DO THIS: All of the data should be repeated exactly; pictures are not part of the copy.

DATA SHOWN:

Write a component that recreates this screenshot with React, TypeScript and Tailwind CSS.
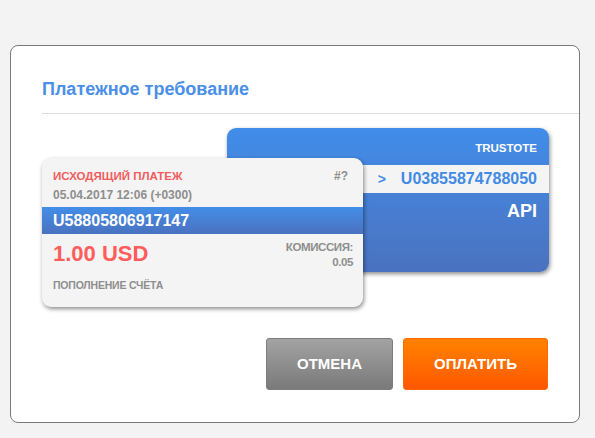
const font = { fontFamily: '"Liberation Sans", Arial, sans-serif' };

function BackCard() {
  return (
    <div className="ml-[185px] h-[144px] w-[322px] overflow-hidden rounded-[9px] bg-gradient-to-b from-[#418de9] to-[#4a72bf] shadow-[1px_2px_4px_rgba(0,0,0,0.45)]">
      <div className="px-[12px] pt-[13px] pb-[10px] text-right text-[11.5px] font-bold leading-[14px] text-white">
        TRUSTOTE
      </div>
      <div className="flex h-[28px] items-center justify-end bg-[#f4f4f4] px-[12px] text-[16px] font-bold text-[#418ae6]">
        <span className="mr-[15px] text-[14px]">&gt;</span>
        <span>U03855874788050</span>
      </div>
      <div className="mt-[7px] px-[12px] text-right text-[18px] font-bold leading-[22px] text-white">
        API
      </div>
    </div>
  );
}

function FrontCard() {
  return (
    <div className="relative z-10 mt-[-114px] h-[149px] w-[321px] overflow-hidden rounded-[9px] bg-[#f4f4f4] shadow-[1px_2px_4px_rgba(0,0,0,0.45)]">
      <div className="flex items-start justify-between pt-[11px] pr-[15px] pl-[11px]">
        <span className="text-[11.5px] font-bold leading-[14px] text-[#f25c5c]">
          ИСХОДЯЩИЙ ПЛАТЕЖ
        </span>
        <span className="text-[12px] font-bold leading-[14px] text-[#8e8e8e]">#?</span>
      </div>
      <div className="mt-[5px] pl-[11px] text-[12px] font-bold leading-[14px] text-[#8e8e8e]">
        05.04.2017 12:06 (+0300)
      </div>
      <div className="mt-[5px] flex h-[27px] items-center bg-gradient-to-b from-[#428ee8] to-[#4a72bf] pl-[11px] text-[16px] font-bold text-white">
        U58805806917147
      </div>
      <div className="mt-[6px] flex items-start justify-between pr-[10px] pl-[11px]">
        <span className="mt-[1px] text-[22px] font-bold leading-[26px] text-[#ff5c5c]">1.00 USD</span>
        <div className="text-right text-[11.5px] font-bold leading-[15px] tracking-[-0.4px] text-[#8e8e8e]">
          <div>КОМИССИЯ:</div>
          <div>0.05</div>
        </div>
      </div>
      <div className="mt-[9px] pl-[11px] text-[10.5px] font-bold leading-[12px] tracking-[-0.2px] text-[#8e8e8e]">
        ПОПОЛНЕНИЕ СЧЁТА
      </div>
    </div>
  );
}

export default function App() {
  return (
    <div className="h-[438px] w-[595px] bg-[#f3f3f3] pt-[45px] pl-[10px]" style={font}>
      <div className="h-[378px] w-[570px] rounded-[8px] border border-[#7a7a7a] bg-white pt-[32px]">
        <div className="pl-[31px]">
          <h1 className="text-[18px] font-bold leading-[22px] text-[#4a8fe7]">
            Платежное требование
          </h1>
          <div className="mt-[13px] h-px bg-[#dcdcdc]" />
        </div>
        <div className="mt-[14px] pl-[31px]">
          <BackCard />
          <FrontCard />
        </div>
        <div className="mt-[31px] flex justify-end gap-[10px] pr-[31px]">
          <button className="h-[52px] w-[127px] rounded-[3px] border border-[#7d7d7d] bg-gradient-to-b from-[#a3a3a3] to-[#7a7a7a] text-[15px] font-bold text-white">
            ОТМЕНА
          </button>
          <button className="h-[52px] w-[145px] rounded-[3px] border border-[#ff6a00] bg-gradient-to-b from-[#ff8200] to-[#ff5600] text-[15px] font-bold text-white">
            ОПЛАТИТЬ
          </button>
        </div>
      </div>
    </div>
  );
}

EXERCISE SOLUTION:
Write a component that recreates this screenshot with React, TypeScript and Tailwind CSS.
const font = { fontFamily: '"Liberation Sans", Arial, sans-serif' };

function BackCard() {
  return (
    <div className="ml-[185px] h-[144px] w-[322px] overflow-hidden rounded-[9px] bg-gradient-to-b from-[#418de9] to-[#4a72bf] shadow-[1px_2px_4px_rgba(0,0,0,0.45)]">
      <div className="px-[12px] pt-[13px] pb-[10px] text-right text-[11.5px] font-bold leading-[14px] text-white">
        TRUSTOTE
      </div>
      <div className="flex h-[28px] items-center justify-end bg-[#f4f4f4] px-[12px] text-[16px] font-bold text-[#418ae6]">
        <span className="mr-[15px] text-[14px]">&gt;</span>
        <span>U03855874788050</span>
      </div>
      <div className="mt-[7px] px-[12px] text-right text-[18px] font-bold leading-[22px] text-white">
        API
      </div>
    </div>
  );
}

function FrontCard() {
  return (
    <div className="relative z-10 mt-[-114px] h-[149px] w-[321px] overflow-hidden rounded-[9px] bg-[#f4f4f4] shadow-[1px_2px_4px_rgba(0,0,0,0.45)]">
      <div className="flex items-start justify-between pt-[11px] pr-[15px] pl-[11px]">
        <span className="text-[11.5px] font-bold leading-[14px] text-[#f25c5c]">
          ИСХОДЯЩИЙ ПЛАТЕЖ
        </span>
        <span className="text-[12px] font-bold leading-[14px] text-[#8e8e8e]">#?</span>
      </div>
      <div className="mt-[5px] pl-[11px] text-[12px] font-bold leading-[14px] text-[#8e8e8e]">
        05.04.2017 12:06 (+0300)
      </div>
      <div className="mt-[5px] flex h-[27px] items-center bg-gradient-to-b from-[#428ee8] to-[#4a72bf] pl-[11px] text-[16px] font-bold text-white">
        U58805806917147
      </div>
      <div className="mt-[6px] flex items-start justify-between pr-[10px] pl-[11px]">
        <span className="mt-[1px] text-[22px] font-bold leading-[26px] text-[#ff5c5c]">1.00 USD</span>
        <div className="text-right text-[11.5px] font-bold leading-[15px] tracking-[-0.4px] text-[#8e8e8e]">
          <div>КОМИССИЯ:</div>
          <div>0.05</div>
        </div>
      </div>
      <div className="mt-[9px] pl-[11px] text-[10.5px] font-bold leading-[12px] tracking-[-0.2px] text-[#8e8e8e]">
        ПОПОЛНЕНИЕ СЧЁТА
      </div>
    </div>
  );
}

export default function App() {
  return (
    <div className="h-[438px] w-[595px] bg-[#f3f3f3] pt-[45px] pl-[10px]" style={font}>
      <div className="h-[378px] w-[570px] rounded-[8px] border border-[#7a7a7a] bg-white pt-[32px]">
        <div className="pl-[31px]">
          <h1 className="text-[18px] font-bold leading-[22px] text-[#4a8fe7]">
            Платежное требование
          </h1>
          <div className="mt-[13px] h-px bg-[#dcdcdc]" />
        </div>
        <div className="mt-[14px] pl-[31px]">
          <BackCard />
          <FrontCard />
        </div>
        <div className="mt-[31px] flex justify-end gap-[10px] pr-[31px]">
          <button className="h-[52px] w-[127px] rounded-[3px] border border-[#7d7d7d] bg-gradient-to-b from-[#a3a3a3] to-[#7a7a7a] text-[15px] font-bold text-white">
            ОТМЕНА
          </button>
          <button className="h-[52px] w-[145px] rounded-[3px] border border-[#ff6a00] bg-gradient-to-b from-[#ff8200] to-[#ff5600] text-[15px] font-bold text-white">
            ОПЛАТИТЬ
          </button>
        </div>
      </div>
    </div>
  );
}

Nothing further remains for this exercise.